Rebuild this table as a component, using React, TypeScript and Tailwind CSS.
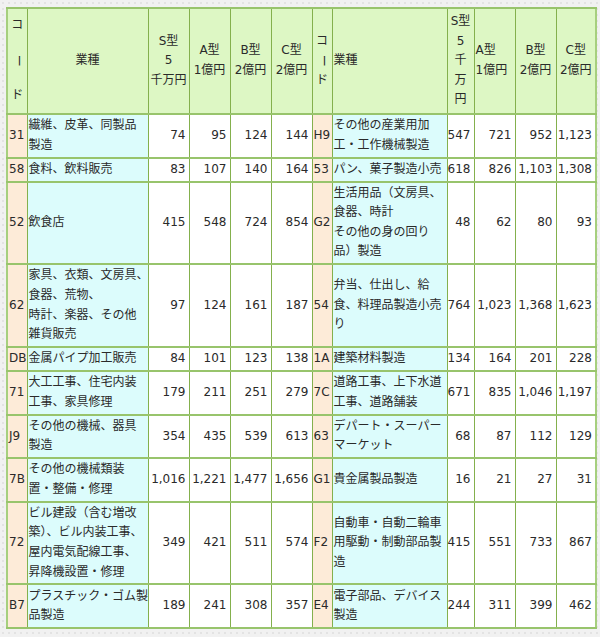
import React from "react"

type Half = { code: string; lines: string[]; v: string[] }
type Row = { l: Half; r: Half }

const rows: Row[] = [
  {
    l: { code: "31", lines: ["繊維、皮革、同製品", "製造"], v: ["74", "95", "124", "144"] },
    r: { code: "H9", lines: ["その他の産業用加", "工・工作機械製造"], v: ["547", "721", "952", "1,123"] },
  },
  {
    l: { code: "58", lines: ["食料、飲料販売"], v: ["83", "107", "140", "164"] },
    r: { code: "53", lines: ["パン、菓子製造小売"], v: ["618", "826", "1,103", "1,308"] },
  },
  {
    l: { code: "52", lines: ["飲食店"], v: ["415", "548", "724", "854"] },
    r: {
      code: "G2",
      lines: ["生活用品（文房具、", "食器、時計", "その他の身の回り", "品）製造"],
      v: ["48", "62", "80", "93"],
    },
  },
  {
    l: {
      code: "62",
      lines: ["家具、衣類、文房具、", "食器、荒物、", "時計、楽器、その他", "雑貨販売"],
      v: ["97", "124", "161", "187"],
    },
    r: {
      code: "54",
      lines: ["弁当、仕出し、給", "食、料理品製造小売", "り"],
      v: ["764", "1,023", "1,368", "1,623"],
    },
  },
  {
    l: { code: "DB", lines: ["金属パイプ加工販売"], v: ["84", "101", "123", "138"] },
    r: { code: "1A", lines: ["建築材料製造"], v: ["134", "164", "201", "228"] },
  },
  {
    l: { code: "71", lines: ["大工工事、住宅内装", "工事、家具修理"], v: ["179", "211", "251", "279"] },
    r: { code: "7C", lines: ["道路工事、上下水道", "工事、道路舗装"], v: ["671", "835", "1,046", "1,197"] },
  },
  {
    l: { code: "J9", lines: ["その他の機械、器具", "製造"], v: ["354", "435", "539", "613"] },
    r: { code: "63", lines: ["デパート・スーパー", "マーケット"], v: ["68", "87", "112", "129"] },
  },
  {
    l: { code: "7B", lines: ["その他の機械類装", "置・整備・修理"], v: ["1,016", "1,221", "1,477", "1,656"] },
    r: { code: "G1", lines: ["貴金属製品製造"], v: ["16", "21", "27", "31"] },
  },
  {
    l: {
      code: "72",
      lines: ["ビル建設（含む増改", "築）、ビル内装工事、", "屋内電気配線工事、", "昇降機設置・修理"],
      v: ["349", "421", "511", "574"],
    },
    r: {
      code: "F2",
      lines: ["自動車・自動二輪車", "用駆動・制動部品製", "造"],
      v: ["415", "551", "733", "867"],
    },
  },
  {
    l: { code: "B7", lines: ["プラスチック・ゴム製", "品製造"], v: ["189", "241", "308", "357"] },
    r: { code: "E4", lines: ["電子部品、デバイス", "製造"], v: ["244", "311", "399", "462"] },
  },
]

const widths = [20, 121, 41, 41, 41, 41, 20, 115, 27, 41, 41, 40]

const cell = "border-x border-x-[#84b04d] border-y-2 border-y-[#98c46c] align-middle"
const head = `${cell} bg-[#ddf7c4] py-[3px] px-[1px] font-normal`
const codeCls = `${cell} bg-[#fdebd8] px-[1px] py-[1.2px] text-left`
const typeCls = `${cell} bg-[#dcfcfc] pl-[1px] pr-0 py-[1.2px] text-left whitespace-nowrap`
const numCls = `${cell} bg-white pl-0 pr-[3px] py-[1.2px] text-right`

function Lines({ items }: { items: string[] }) {
  return (
    <>
      {items.map((t, i) => (
        <div key={i}>{t}</div>
      ))}
    </>
  )
}

function Dash() {
  return <span className="inline-block rotate-90">ー</span>
}

export default function App() {
  return (
    <div className="min-h-[637px] w-[600px] bg-[#f1f1f1] bg-[radial-gradient(circle,#e3e3e3_1px,transparent_1.5px)] bg-[length:6px_6px] pl-[6px] pt-[7px] font-['DejaVu_Sans','Noto_Sans_CJK_JP',sans-serif] text-[12px] leading-[19.6px] text-[#2a2a2a]">
      <table className="w-[589px] table-fixed border-collapse border-2 border-[#a6cf7e]">
        <colgroup>
          {widths.map((w, i) => (
            <col key={i} style={{ width: w }} />
          ))}
        </colgroup>
        <thead>
          <tr>
            <th className={head}>
              <div className="flex h-[90px] flex-col items-center justify-between">
                <span>コ</span>
                <Dash />
                <span>ド</span>
              </div>
            </th>
            <th className={`${head} text-center`}>業種</th>
            <th className={`${head} text-center`}>
              <Lines items={["S型", "5", "千万円"]} />
            </th>
            <th className={`${head} text-center`}>
              <Lines items={["A型", "1億円"]} />
            </th>
            <th className={`${head} text-center`}>
              <Lines items={["B型", "2億円"]} />
            </th>
            <th className={`${head} text-center`}>
              <Lines items={["C型", "2億円"]} />
            </th>
            <th className={head}>
              <div className="flex flex-col items-center">
                <span>コ</span>
                <Dash />
                <span>ド</span>
              </div>
            </th>
            <th className={`${head} text-left`}>業種</th>
            <th className={`${head} text-center`}>
              <Lines items={["S型", "5", "千", "万", "円"]} />
            </th>
            <th className={`${head} text-left`}>
              <Lines items={["A型", "1億円"]} />
            </th>
            <th className={`${head} text-center`}>
              <Lines items={["B型", "2億円"]} />
            </th>
            <th className={`${head} text-center`}>
              <Lines items={["C型", "2億円"]} />
            </th>
          </tr>
        </thead>
        <tbody>
          {rows.map((r, ri) => (
            <tr key={ri}>
              {[r.l, r.r].map((h, hi) => (
                <React.Fragment key={hi}>
                  <td className={codeCls}>{h.code}</td>
                  <td className={typeCls}>
                    <Lines items={h.lines} />
                  </td>
                  {h.v.map((n, i) => (
                    <td key={i} className={numCls}>
                      {n}
                    </td>
                  ))}
                </React.Fragment>
              ))}
            </tr>
          ))}
        </tbody>
      </table>
    </div>
  )
}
====
Description of the task –
Repeat, with no pictures, each line from the beginning of the data through the line containing "Half; r: Half", inclusive.

Written answer –
Rebuild this table as a component, using React, TypeScript and Tailwind CSS.
import React from "react"

type Half = { code: string; lines: string[]; v: string[] }
type Row = { l: Half; r: Half }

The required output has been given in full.